§ What to produce: Take all the material and copy it exactly.

§ Given information:
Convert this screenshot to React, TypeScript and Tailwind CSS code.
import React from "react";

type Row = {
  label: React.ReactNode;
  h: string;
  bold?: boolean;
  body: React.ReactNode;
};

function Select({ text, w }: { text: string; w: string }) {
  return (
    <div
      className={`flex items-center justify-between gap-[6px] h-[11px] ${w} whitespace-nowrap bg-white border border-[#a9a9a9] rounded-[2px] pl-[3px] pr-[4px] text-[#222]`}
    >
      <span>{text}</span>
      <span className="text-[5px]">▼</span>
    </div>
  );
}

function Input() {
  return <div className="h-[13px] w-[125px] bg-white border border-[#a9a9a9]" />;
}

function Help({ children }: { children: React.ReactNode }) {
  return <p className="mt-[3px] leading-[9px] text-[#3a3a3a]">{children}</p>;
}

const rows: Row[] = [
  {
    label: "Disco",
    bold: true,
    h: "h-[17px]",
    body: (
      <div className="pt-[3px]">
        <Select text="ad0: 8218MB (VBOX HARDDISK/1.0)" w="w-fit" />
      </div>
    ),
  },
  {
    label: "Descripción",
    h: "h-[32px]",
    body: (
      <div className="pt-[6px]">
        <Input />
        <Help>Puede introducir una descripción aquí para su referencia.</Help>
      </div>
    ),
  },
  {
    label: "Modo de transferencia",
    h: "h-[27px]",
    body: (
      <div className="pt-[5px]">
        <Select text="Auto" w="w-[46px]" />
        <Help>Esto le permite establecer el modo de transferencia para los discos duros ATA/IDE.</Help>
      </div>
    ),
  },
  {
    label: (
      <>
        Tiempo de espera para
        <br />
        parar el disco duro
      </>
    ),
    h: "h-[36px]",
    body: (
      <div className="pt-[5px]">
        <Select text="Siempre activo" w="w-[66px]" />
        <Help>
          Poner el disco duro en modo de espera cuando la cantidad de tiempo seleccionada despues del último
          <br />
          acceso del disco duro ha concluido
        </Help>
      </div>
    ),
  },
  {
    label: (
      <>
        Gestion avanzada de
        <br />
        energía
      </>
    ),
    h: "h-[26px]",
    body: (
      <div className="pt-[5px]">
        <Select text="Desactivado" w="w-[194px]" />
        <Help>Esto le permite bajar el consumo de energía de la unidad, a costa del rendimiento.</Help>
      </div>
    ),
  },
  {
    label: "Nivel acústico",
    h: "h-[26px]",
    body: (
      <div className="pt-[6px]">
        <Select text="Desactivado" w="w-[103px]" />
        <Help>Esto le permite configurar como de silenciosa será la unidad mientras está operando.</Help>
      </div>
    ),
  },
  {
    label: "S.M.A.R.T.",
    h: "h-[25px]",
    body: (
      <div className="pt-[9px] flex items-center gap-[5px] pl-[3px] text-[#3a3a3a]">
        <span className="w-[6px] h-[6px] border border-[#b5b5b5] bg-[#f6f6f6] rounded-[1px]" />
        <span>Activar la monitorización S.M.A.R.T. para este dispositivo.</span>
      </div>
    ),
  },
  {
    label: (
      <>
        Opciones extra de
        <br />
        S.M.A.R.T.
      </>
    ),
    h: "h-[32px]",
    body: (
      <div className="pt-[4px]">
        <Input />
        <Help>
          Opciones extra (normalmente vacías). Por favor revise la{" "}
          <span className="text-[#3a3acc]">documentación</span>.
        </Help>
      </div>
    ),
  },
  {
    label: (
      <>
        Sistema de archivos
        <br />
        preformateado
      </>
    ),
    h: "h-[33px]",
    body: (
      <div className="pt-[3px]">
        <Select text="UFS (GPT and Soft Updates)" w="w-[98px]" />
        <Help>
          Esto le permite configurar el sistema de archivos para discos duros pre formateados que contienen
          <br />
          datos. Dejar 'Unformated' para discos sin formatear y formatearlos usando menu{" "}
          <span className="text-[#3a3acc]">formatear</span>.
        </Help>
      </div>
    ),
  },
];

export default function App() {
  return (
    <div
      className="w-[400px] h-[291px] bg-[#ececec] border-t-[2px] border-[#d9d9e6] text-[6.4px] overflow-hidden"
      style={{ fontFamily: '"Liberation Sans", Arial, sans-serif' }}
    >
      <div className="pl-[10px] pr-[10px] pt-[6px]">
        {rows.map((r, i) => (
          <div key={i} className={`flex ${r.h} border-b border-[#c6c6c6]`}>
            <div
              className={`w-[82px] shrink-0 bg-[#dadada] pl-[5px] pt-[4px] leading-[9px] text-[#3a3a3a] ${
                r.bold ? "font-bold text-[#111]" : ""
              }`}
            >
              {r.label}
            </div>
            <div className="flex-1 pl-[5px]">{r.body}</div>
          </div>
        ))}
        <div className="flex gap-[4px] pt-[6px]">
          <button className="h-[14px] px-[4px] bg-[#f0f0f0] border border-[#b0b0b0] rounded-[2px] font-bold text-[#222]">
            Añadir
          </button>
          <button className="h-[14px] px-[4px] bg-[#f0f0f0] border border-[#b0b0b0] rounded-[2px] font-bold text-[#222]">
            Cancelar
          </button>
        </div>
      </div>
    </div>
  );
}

§ Solved problem:
Convert this screenshot to React, TypeScript and Tailwind CSS code.
import React from "react";

type Row = {
  label: React.ReactNode;
  h: string;
  bold?: boolean;
  body: React.ReactNode;
};

function Select({ text, w }: { text: string; w: string }) {
  return (
    <div
      className={`flex items-center justify-between gap-[6px] h-[11px] ${w} whitespace-nowrap bg-white border border-[#a9a9a9] rounded-[2px] pl-[3px] pr-[4px] text-[#222]`}
    >
      <span>{text}</span>
      <span className="text-[5px]">▼</span>
    </div>
  );
}

function Input() {
  return <div className="h-[13px] w-[125px] bg-white border border-[#a9a9a9]" />;
}

function Help({ children }: { children: React.ReactNode }) {
  return <p className="mt-[3px] leading-[9px] text-[#3a3a3a]">{children}</p>;
}

const rows: Row[] = [
  {
    label: "Disco",
    bold: true,
    h: "h-[17px]",
    body: (
      <div className="pt-[3px]">
        <Select text="ad0: 8218MB (VBOX HARDDISK/1.0)" w="w-fit" />
      </div>
    ),
  },
  {
    label: "Descripción",
    h: "h-[32px]",
    body: (
      <div className="pt-[6px]">
        <Input />
        <Help>Puede introducir una descripción aquí para su referencia.</Help>
      </div>
    ),
  },
  {
    label: "Modo de transferencia",
    h: "h-[27px]",
    body: (
      <div className="pt-[5px]">
        <Select text="Auto" w="w-[46px]" />
        <Help>Esto le permite establecer el modo de transferencia para los discos duros ATA/IDE.</Help>
      </div>
    ),
  },
  {
    label: (
      <>
        Tiempo de espera para
        <br />
        parar el disco duro
      </>
    ),
    h: "h-[36px]",
    body: (
      <div className="pt-[5px]">
        <Select text="Siempre activo" w="w-[66px]" />
        <Help>
          Poner el disco duro en modo de espera cuando la cantidad de tiempo seleccionada despues del último
          <br />
          acceso del disco duro ha concluido
        </Help>
      </div>
    ),
  },
  {
    label: (
      <>
        Gestion avanzada de
        <br />
        energía
      </>
    ),
    h: "h-[26px]",
    body: (
      <div className="pt-[5px]">
        <Select text="Desactivado" w="w-[194px]" />
        <Help>Esto le permite bajar el consumo de energía de la unidad, a costa del rendimiento.</Help>
      </div>
    ),
  },
  {
    label: "Nivel acústico",
    h: "h-[26px]",
    body: (
      <div className="pt-[6px]">
        <Select text="Desactivado" w="w-[103px]" />
        <Help>Esto le permite configurar como de silenciosa será la unidad mientras está operando.</Help>
      </div>
    ),
  },
  {
    label: "S.M.A.R.T.",
    h: "h-[25px]",
    body: (
      <div className="pt-[9px] flex items-center gap-[5px] pl-[3px] text-[#3a3a3a]">
        <span className="w-[6px] h-[6px] border border-[#b5b5b5] bg-[#f6f6f6] rounded-[1px]" />
        <span>Activar la monitorización S.M.A.R.T. para este dispositivo.</span>
      </div>
    ),
  },
  {
    label: (
      <>
        Opciones extra de
        <br />
        S.M.A.R.T.
      </>
    ),
    h: "h-[32px]",
    body: (
      <div className="pt-[4px]">
        <Input />
        <Help>
          Opciones extra (normalmente vacías). Por favor revise la{" "}
          <span className="text-[#3a3acc]">documentación</span>.
        </Help>
      </div>
    ),
  },
  {
    label: (
      <>
        Sistema de archivos
        <br />
        preformateado
      </>
    ),
    h: "h-[33px]",
    body: (
      <div className="pt-[3px]">
        <Select text="UFS (GPT and Soft Updates)" w="w-[98px]" />
        <Help>
          Esto le permite configurar el sistema de archivos para discos duros pre formateados que contienen
          <br />
          datos. Dejar 'Unformated' para discos sin formatear y formatearlos usando menu{" "}
          <span className="text-[#3a3acc]">formatear</span>.
        </Help>
      </div>
    ),
  },
];

export default function App() {
  return (
    <div
      className="w-[400px] h-[291px] bg-[#ececec] border-t-[2px] border-[#d9d9e6] text-[6.4px] overflow-hidden"
      style={{ fontFamily: '"Liberation Sans", Arial, sans-serif' }}
    >
      <div className="pl-[10px] pr-[10px] pt-[6px]">
        {rows.map((r, i) => (
          <div key={i} className={`flex ${r.h} border-b border-[#c6c6c6]`}>
            <div
              className={`w-[82px] shrink-0 bg-[#dadada] pl-[5px] pt-[4px] leading-[9px] text-[#3a3a3a] ${
                r.bold ? "font-bold text-[#111]" : ""
              }`}
            >
              {r.label}
            </div>
            <div className="flex-1 pl-[5px]">{r.body}</div>
          </div>
        ))}
        <div className="flex gap-[4px] pt-[6px]">
          <button className="h-[14px] px-[4px] bg-[#f0f0f0] border border-[#b0b0b0] rounded-[2px] font-bold text-[#222]">
            Añadir
          </button>
          <button className="h-[14px] px-[4px] bg-[#f0f0f0] border border-[#b0b0b0] rounded-[2px] font-bold text-[#222]">
            Cancelar
          </button>
        </div>
      </div>
    </div>
  );
}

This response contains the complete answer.